◆ WORK TO DO
In your copy, leave out the pictures; write out all the data exactly.

◆ DATA
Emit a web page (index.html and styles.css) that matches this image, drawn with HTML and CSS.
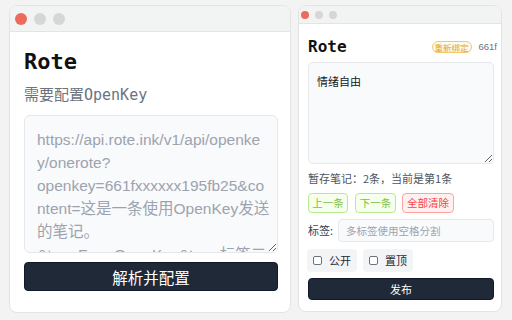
FILE: index.html
```html
<!DOCTYPE html>
<html lang="zh-CN">
<head>
<meta charset="utf-8">
<title>Rote</title>
<link rel="stylesheet" href="styles.css">
</head>
<body>
  <section class="win win-l">
    <div class="bar bar-l">
      <span class="dot dot-l red"></span><span class="dot dot-l"></span><span class="dot dot-l"></span>
    </div>
    <div class="body-l">
      <h1 class="title-l">Rote</h1>
      <p class="sub">需要配置OpenKey</p>
      <textarea class="ta-l" placeholder="https://api.rote.ink/v1/api/openke&#10;y/onerote?&#10;openkey=661fxxxxxx195fb25&amp;co&#10;ntent=这是一条使用OpenKey发送&#10;的笔记。&#10;&amp;tag=FromOpenKey&amp;tag=标签二&#10;&amp;state=private"></textarea>
      <button class="btn-dark btn-l">解析并配置</button>
    </div>
  </section>

  <section class="win win-r">
    <div class="bar bar-r">
      <span class="dot dot-r red"></span><span class="dot dot-r"></span><span class="dot dot-r"></span>
    </div>
    <div class="body-r">
      <div class="head-r">
        <h2 class="title-r">Rote</h2>
        <span class="badge">重新绑定</span>
        <span class="key">661f</span>
      </div>
      <textarea class="ta-r">情绪自由</textarea>
      <p class="status">暂存笔记：2条，当前是第1条</p>
      <div class="nav">
        <button class="chip-btn green w40">上一条</button>
        <button class="chip-btn green w41">下一条</button>
        <button class="chip-btn red-btn w52">全部清除</button>
      </div>
      <div class="tag-row">
        <label class="tag-label" for="tags">标签:</label>
        <input id="tags" class="tag-input" placeholder="多标签使用空格分割">
      </div>
      <div class="checks">
        <label class="check"><input type="checkbox" class="box"><span>公开</span></label>
        <label class="check"><input type="checkbox" class="box"><span>置顶</span></label>
      </div>
      <button class="btn-dark btn-r">发布</button>
    </div>
  </section>
</body>
</html>
```
FILE: styles.css
```css
html, body {
  margin: 0;
  height: 100%;
}
body {
  box-sizing: border-box;
  height: 320px;
  padding: 5px 10px 7px 9px;
  background: #f3f3f3;
  display: flex;
  gap: 7px;
  font-family: "Liberation Sans", "Noto Sans CJK SC", sans-serif;
  overflow: hidden;
}
.win {
  box-sizing: border-box;
  background: #fff;
  border: 1px solid #e3e3e3;
  border-radius: 8px;
  overflow: hidden;
  display: flex;
  flex-direction: column;
}
.win-l { width: 282px; }
.win-r { width: 204px; height: 307px; }

.bar {
  flex: none;
  display: flex;
  align-items: center;
  background: #f2f3f3;
  border-bottom: 1px solid #e4e4e4;
}
.bar-l { height: 25px; padding-left: 5px; gap: 7px; }
.bar-r { height: 17px; padding-left: 2px; gap: 6px; }
.dot { border-radius: 50%; background: #d6d6d6; display: block; }
.dot-l { width: 12px; height: 12px; }
.dot-r { width: 8px; height: 8px; }
.dot.red { background: #ec6a5e; }

/* left window */
.body-l {
  padding: 16px 12px 0 14px;
  display: flex;
  flex-direction: column;
}
.title-l {
  margin: 0;
  font: bold 22px/28px "DejaVu Sans Mono", monospace;
  color: #111;
}
.sub {
  margin: 9px 0 0;
  font: 15px/20px "DejaVu Sans Mono", "Noto Sans CJK SC", monospace;
  color: #6b7280;
}
.ta-l {
  box-sizing: border-box;
  margin-top: 10px;
  width: 100%;
  height: 138px;
  background: #f9fafb;
  border: 1px solid #e5e7eb;
  border-radius: 6px;
  padding: 12px 12px;
  font: 15.5px/23px "Liberation Sans", "Noto Sans CJK SC", sans-serif;
  color: #374151;
  resize: vertical;
  overflow: hidden;
  white-space: pre;
}
.ta-l::placeholder { color: #9ca3af; }
.btn-dark {
  box-sizing: border-box;
  display: flex;
  align-items: center;
  justify-content: center;
  width: 100%;
  background: #1f2937;
  color: #fff;
  border: 1px solid #111827;
  font-family: "Noto Sans CJK SC", sans-serif;
  padding: 0;
}
.btn-l {
  margin-top: 9px;
  height: 29px;
  border-radius: 4px;
  font-size: 15.5px;
}

/* right window */
.body-r {
  padding: 13px 7px 0 9px;
  display: flex;
  flex-direction: column;
}
.head-r {
  display: flex;
  align-items: center;
  height: 20px;
  white-space: nowrap;
}
.title-r {
  margin: 0;
  font: bold 16px/20px "DejaVu Sans Mono", monospace;
  color: #111;
}
.badge {
  margin-left: auto;
  box-sizing: border-box;
  width: 40px;
  height: 12px;
  border: 1px solid #f2c86a;
  border-radius: 6px;
  background: #fffbeb;
  color: #e0a52a;
  font: 8.5px/10px "Noto Sans CJK SC", sans-serif;
  text-align: center;
}
.key {
  margin-left: 7px;
  margin-right: -3px;
  font: 9.5px/12px "Liberation Sans", sans-serif;
  color: #6b7280;
}
.ta-r {
  box-sizing: border-box;
  margin-top: 5px;
  width: 100%;
  height: 102px;
  background: #f9fafb;
  border: 1px solid #e5e7eb;
  border-radius: 5px;
  padding: 10px 8px;
  font: 11px/16px "Noto Sans CJK SC", sans-serif;
  color: #111827;
  resize: vertical;
}
.status {
  margin: 7px 0 0;
  font: 11px/15px "Noto Sans CJK SC", sans-serif;
  color: #4b5563;
}
.nav {
  margin-top: 7px;
  display: flex;
  gap: 7px;
}
.chip-btn {
  box-sizing: border-box;
  height: 20px;
  padding: 0;
  border-radius: 4px;
  font: 10.5px/18px "Noto Sans CJK SC", sans-serif;
}
.w40 { width: 40px; }
.w41 { width: 41px; margin-left: 0; }
.w52 { width: 52px; margin-left: -1px; }
.green {
  border: 1px solid #b7eb8f;
  background: #f6ffed;
  color: #7cc242;
}
.red-btn {
  border: 1px solid #ffa39e;
  background: #fff1f0;
  color: #f5443f;
}
.tag-row {
  margin-top: 6px;
  display: flex;
  align-items: center;
  gap: 5px;
}
.tag-label {
  width: 25px;
  font: 11px/15px "Noto Sans CJK SC", sans-serif;
  color: #374151;
  white-space: nowrap;
}
.tag-input {
  box-sizing: border-box;
  flex: 1;
  min-width: 0;
  height: 23px;
  background: #f9fafb;
  border: 1px solid #e5e7eb;
  border-radius: 4px;
  padding: 0 7px;
  font: 10.5px "Noto Sans CJK SC", sans-serif;
  color: #111827;
  outline: none;
}
.tag-input::placeholder { color: #9ca3af; }
.checks {
  margin-top: 7px;
  display: flex;
  gap: 6px;
  margin-left: -1px;
}
.check {
  box-sizing: border-box;
  width: 50px;
  height: 23px;
  background: #f3f4f6;
  border-radius: 4px;
  padding: 0 6px;
  display: flex;
  align-items: center;
  gap: 7px;
  font: 11px/15px "Noto Sans CJK SC", sans-serif;
  color: #1f2937;
}
.box {
  appearance: none;
  -webkit-appearance: none;
  margin: 0;
  width: 9px;
  height: 9px;
  border: 1px solid #6b7280;
  border-radius: 2px;
  background: #fff;
  flex: none;
}
.btn-r {
  margin-top: 6px;
  height: 22px;
  border-radius: 4px;
  font-size: 11px;
}
```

◆ OUTPUT BELOW
Emit a web page (index.html and styles.css) that matches this image, drawn with HTML and CSS.
FILE: index.html
```html
<!DOCTYPE html>
<html lang="zh-CN">
<head>
<meta charset="utf-8">
<title>Rote</title>
<link rel="stylesheet" href="styles.css">
</head>
<body>
  <section class="win win-l">
    <div class="bar bar-l">
      <span class="dot dot-l red"></span><span class="dot dot-l"></span><span class="dot dot-l"></span>
    </div>
    <div class="body-l">
      <h1 class="title-l">Rote</h1>
      <p class="sub">需要配置OpenKey</p>
      <textarea class="ta-l" placeholder="https://api.rote.ink/v1/api/openke&#10;y/onerote?&#10;openkey=661fxxxxxx195fb25&amp;co&#10;ntent=这是一条使用OpenKey发送&#10;的笔记。&#10;&amp;tag=FromOpenKey&amp;tag=标签二&#10;&amp;state=private"></textarea>
      <button class="btn-dark btn-l">解析并配置</button>
    </div>
  </section>

  <section class="win win-r">
    <div class="bar bar-r">
      <span class="dot dot-r red"></span><span class="dot dot-r"></span><span class="dot dot-r"></span>
    </div>
    <div class="body-r">
      <div class="head-r">
        <h2 class="title-r">Rote</h2>
        <span class="badge">重新绑定</span>
        <span class="key">661f</span>
      </div>
      <textarea class="ta-r">情绪自由</textarea>
      <p class="status">暂存笔记：2条，当前是第1条</p>
      <div class="nav">
        <button class="chip-btn green w40">上一条</button>
        <button class="chip-btn green w41">下一条</button>
        <button class="chip-btn red-btn w52">全部清除</button>
      </div>
      <div class="tag-row">
        <label class="tag-label" for="tags">标签:</label>
        <input id="tags" class="tag-input" placeholder="多标签使用空格分割">
      </div>
      <div class="checks">
        <label class="check"><input type="checkbox" class="box"><span>公开</span></label>
        <label class="check"><input type="checkbox" class="box"><span>置顶</span></label>
      </div>
      <button class="btn-dark btn-r">发布</button>
    </div>
  </section>
</body>
</html>
```
FILE: styles.css
```css
html, body {
  margin: 0;
  height: 100%;
}
body {
  box-sizing: border-box;
  height: 320px;
  padding: 5px 10px 7px 9px;
  background: #f3f3f3;
  display: flex;
  gap: 7px;
  font-family: "Liberation Sans", "Noto Sans CJK SC", sans-serif;
  overflow: hidden;
}
.win {
  box-sizing: border-box;
  background: #fff;
  border: 1px solid #e3e3e3;
  border-radius: 8px;
  overflow: hidden;
  display: flex;
  flex-direction: column;
}
.win-l { width: 282px; }
.win-r { width: 204px; height: 307px; }

.bar {
  flex: none;
  display: flex;
  align-items: center;
  background: #f2f3f3;
  border-bottom: 1px solid #e4e4e4;
}
.bar-l { height: 25px; padding-left: 5px; gap: 7px; }
.bar-r { height: 17px; padding-left: 2px; gap: 6px; }
.dot { border-radius: 50%; background: #d6d6d6; display: block; }
.dot-l { width: 12px; height: 12px; }
.dot-r { width: 8px; height: 8px; }
.dot.red { background: #ec6a5e; }

/* left window */
.body-l {
  padding: 16px 12px 0 14px;
  display: flex;
  flex-direction: column;
}
.title-l {
  margin: 0;
  font: bold 22px/28px "DejaVu Sans Mono", monospace;
  color: #111;
}
.sub {
  margin: 9px 0 0;
  font: 15px/20px "DejaVu Sans Mono", "Noto Sans CJK SC", monospace;
  color: #6b7280;
}
.ta-l {
  box-sizing: border-box;
  margin-top: 10px;
  width: 100%;
  height: 138px;
  background: #f9fafb;
  border: 1px solid #e5e7eb;
  border-radius: 6px;
  padding: 12px 12px;
  font: 15.5px/23px "Liberation Sans", "Noto Sans CJK SC", sans-serif;
  color: #374151;
  resize: vertical;
  overflow: hidden;
  white-space: pre;
}
.ta-l::placeholder { color: #9ca3af; }
.btn-dark {
  box-sizing: border-box;
  display: flex;
  align-items: center;
  justify-content: center;
  width: 100%;
  background: #1f2937;
  color: #fff;
  border: 1px solid #111827;
  font-family: "Noto Sans CJK SC", sans-serif;
  padding: 0;
}
.btn-l {
  margin-top: 9px;
  height: 29px;
  border-radius: 4px;
  font-size: 15.5px;
}

/* right window */
.body-r {
  padding: 13px 7px 0 9px;
  display: flex;
  flex-direction: column;
}
.head-r {
  display: flex;
  align-items: center;
  height: 20px;
  white-space: nowrap;
}
.title-r {
  margin: 0;
  font: bold 16px/20px "DejaVu Sans Mono", monospace;
  color: #111;
}
.badge {
  margin-left: auto;
  box-sizing: border-box;
  width: 40px;
  height: 12px;
  border: 1px solid #f2c86a;
  border-radius: 6px;
  background: #fffbeb;
  color: #e0a52a;
  font: 8.5px/10px "Noto Sans CJK SC", sans-serif;
  text-align: center;
}
.key {
  margin-left: 7px;
  margin-right: -3px;
  font: 9.5px/12px "Liberation Sans", sans-serif;
  color: #6b7280;
}
.ta-r {
  box-sizing: border-box;
  margin-top: 5px;
  width: 100%;
  height: 102px;
  background: #f9fafb;
  border: 1px solid #e5e7eb;
  border-radius: 5px;
  padding: 10px 8px;
  font: 11px/16px "Noto Sans CJK SC", sans-serif;
  color: #111827;
  resize: vertical;
}
.status {
  margin: 7px 0 0;
  font: 11px/15px "Noto Sans CJK SC", sans-serif;
  color: #4b5563;
}
.nav {
  margin-top: 7px;
  display: flex;
  gap: 7px;
}
.chip-btn {
  box-sizing: border-box;
  height: 20px;
  padding: 0;
  border-radius: 4px;
  font: 10.5px/18px "Noto Sans CJK SC", sans-serif;
}
.w40 { width: 40px; }
.w41 { width: 41px; margin-left: 0; }
.w52 { width: 52px; margin-left: -1px; }
.green {
  border: 1px solid #b7eb8f;
  background: #f6ffed;
  color: #7cc242;
}
.red-btn {
  border: 1px solid #ffa39e;
  background: #fff1f0;
  color: #f5443f;
}
.tag-row {
  margin-top: 6px;
  display: flex;
  align-items: center;
  gap: 5px;
}
.tag-label {
  width: 25px;
  font: 11px/15px "Noto Sans CJK SC", sans-serif;
  color: #374151;
  white-space: nowrap;
}
.tag-input {
  box-sizing: border-box;
  flex: 1;
  min-width: 0;
  height: 23px;
  background: #f9fafb;
  border: 1px solid #e5e7eb;
  border-radius: 4px;
  padding: 0 7px;
  font: 10.5px "Noto Sans CJK SC", sans-serif;
  color: #111827;
  outline: none;
}
.tag-input::placeholder { color: #9ca3af; }
.checks {
  margin-top: 7px;
  display: flex;
  gap: 6px;
  margin-left: -1px;
}
.check {
  box-sizing: border-box;
  width: 50px;
  height: 23px;
  background: #f3f4f6;
  border-radius: 4px;
  padding: 0 6px;
  display: flex;
  align-items: center;
  gap: 7px;
  font: 11px/15px "Noto Sans CJK SC", sans-serif;
  color: #1f2937;
}
.box {
  appearance: none;
  -webkit-appearance: none;
  margin: 0;
  width: 9px;
  height: 9px;
  border: 1px solid #6b7280;
  border-radius: 2px;
  background: #fff;
  flex: none;
}
.btn-r {
  margin-top: 6px;
  height: 22px;
  border-radius: 4px;
  font-size: 11px;
}
```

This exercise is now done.